CHALLENGE – Records follow. Copy every line with "What".

DATA LINES –
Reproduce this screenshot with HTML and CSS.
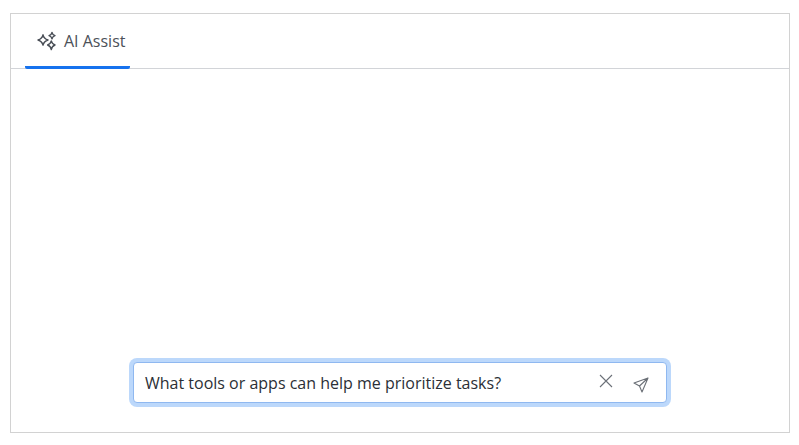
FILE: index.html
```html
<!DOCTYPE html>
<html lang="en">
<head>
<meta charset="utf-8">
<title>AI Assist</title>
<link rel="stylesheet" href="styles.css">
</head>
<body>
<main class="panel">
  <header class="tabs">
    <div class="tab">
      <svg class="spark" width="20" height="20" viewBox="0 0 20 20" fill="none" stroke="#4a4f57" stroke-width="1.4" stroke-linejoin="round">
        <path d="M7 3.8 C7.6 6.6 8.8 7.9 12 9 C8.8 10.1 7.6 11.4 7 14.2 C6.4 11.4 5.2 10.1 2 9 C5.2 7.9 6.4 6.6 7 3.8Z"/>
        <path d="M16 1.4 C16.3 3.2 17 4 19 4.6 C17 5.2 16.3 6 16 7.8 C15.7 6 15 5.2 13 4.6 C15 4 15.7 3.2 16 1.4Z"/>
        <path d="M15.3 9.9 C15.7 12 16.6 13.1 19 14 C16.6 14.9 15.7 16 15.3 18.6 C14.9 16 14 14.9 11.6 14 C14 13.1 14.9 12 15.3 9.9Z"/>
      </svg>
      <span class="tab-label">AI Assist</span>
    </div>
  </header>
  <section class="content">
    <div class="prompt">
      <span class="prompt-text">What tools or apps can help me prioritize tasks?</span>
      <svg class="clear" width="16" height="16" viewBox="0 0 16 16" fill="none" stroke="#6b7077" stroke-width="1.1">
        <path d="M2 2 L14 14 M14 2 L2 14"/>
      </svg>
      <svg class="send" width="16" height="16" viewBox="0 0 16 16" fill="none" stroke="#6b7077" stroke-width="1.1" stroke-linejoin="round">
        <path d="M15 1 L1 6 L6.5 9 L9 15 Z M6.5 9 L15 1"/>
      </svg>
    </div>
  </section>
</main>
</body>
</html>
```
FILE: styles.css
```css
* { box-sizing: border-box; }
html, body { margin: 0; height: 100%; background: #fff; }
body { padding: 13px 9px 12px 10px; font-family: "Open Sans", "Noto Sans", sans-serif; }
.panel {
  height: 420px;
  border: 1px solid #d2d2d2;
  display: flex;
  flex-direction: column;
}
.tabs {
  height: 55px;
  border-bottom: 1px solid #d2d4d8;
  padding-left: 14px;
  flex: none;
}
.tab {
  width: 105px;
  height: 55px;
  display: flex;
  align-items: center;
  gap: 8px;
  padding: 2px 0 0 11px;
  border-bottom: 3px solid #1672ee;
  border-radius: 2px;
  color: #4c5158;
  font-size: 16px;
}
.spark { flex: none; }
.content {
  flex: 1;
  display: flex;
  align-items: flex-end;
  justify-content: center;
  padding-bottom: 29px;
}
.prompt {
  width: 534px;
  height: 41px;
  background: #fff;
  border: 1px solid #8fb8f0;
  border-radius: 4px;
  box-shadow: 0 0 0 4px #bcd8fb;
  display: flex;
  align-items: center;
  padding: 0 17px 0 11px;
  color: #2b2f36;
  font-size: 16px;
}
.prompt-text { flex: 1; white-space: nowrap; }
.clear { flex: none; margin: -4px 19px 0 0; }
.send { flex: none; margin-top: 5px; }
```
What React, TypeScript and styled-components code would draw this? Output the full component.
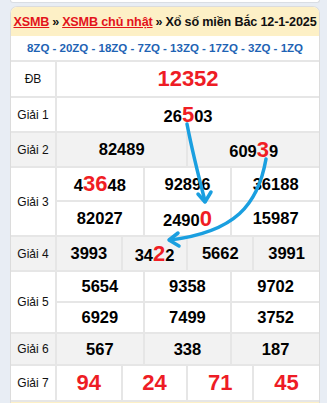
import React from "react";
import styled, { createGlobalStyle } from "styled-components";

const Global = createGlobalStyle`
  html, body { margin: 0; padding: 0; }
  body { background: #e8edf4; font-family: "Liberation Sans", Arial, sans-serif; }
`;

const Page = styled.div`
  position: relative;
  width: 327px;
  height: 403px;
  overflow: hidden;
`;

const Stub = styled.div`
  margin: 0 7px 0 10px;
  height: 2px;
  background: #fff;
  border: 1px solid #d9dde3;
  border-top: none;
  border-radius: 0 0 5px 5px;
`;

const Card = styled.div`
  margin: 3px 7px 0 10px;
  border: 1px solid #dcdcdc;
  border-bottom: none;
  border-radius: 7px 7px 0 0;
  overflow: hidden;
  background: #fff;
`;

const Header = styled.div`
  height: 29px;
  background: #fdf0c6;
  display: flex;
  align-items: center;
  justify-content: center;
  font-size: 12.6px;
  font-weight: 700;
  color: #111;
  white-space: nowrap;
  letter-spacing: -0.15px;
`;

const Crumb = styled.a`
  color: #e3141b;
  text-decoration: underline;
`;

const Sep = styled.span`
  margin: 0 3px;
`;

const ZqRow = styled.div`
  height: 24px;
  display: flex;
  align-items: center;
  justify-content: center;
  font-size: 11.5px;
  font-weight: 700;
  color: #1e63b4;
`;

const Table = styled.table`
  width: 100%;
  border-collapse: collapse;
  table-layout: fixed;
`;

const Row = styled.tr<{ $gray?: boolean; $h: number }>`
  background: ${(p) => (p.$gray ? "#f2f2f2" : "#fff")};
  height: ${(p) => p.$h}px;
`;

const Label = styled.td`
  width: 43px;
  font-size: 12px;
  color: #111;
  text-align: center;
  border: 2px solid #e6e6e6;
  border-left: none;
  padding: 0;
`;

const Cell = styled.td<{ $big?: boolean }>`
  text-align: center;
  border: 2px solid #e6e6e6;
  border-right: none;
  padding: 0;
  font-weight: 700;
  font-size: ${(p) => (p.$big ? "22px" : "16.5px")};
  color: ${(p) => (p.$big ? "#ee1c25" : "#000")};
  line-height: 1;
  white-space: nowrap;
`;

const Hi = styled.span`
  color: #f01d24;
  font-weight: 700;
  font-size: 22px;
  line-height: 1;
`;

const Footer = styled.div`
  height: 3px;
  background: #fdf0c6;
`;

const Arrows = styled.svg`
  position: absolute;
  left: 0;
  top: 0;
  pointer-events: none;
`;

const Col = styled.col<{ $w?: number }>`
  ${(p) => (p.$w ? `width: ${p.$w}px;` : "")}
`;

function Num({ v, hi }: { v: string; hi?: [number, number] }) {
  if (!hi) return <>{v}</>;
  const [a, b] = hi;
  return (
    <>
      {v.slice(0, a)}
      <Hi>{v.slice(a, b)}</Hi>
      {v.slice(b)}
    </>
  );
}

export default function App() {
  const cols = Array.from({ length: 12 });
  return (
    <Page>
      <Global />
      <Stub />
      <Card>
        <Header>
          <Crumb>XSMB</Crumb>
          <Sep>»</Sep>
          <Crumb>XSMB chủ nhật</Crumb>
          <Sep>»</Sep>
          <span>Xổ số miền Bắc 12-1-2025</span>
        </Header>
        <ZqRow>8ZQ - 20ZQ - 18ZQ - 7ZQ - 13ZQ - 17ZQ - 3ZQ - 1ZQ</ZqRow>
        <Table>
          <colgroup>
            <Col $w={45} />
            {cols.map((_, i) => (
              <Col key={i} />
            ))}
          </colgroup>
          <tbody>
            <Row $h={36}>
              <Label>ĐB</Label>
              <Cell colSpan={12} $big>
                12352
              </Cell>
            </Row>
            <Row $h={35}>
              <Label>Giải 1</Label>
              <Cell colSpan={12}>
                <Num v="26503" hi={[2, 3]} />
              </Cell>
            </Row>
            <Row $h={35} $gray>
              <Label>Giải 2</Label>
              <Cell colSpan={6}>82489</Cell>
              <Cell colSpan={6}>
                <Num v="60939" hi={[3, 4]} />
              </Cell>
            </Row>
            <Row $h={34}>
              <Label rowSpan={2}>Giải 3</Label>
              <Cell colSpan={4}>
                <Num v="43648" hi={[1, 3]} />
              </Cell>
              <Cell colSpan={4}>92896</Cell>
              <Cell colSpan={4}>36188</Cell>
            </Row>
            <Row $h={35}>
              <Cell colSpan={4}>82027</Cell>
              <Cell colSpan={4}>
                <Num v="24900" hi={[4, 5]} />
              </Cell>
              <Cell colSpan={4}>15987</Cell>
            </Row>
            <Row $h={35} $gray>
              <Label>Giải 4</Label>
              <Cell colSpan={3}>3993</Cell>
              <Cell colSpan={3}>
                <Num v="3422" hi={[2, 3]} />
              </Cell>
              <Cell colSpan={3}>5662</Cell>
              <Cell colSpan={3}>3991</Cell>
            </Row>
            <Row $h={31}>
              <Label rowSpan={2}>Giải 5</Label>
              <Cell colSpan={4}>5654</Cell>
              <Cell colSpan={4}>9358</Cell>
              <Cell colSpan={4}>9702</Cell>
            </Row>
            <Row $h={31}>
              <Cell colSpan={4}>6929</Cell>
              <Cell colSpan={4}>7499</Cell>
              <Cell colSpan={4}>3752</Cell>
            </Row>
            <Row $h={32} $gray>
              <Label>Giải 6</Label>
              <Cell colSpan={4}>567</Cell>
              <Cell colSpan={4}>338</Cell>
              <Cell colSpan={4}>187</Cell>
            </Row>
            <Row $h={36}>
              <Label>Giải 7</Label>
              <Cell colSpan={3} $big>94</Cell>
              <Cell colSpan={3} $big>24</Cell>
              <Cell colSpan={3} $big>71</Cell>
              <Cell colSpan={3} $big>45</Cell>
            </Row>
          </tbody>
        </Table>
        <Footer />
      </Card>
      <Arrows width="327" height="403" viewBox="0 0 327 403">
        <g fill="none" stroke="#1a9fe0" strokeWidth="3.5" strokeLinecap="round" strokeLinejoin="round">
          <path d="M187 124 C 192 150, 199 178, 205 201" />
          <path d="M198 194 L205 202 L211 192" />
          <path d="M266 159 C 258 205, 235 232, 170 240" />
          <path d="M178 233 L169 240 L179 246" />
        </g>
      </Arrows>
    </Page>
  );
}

RIGHT ANSWER –
      <span class="prompt-text">What tools or apps can help me prioritize tasks?</span>
What React, TypeScript and styled-components code would draw this? Output the full component.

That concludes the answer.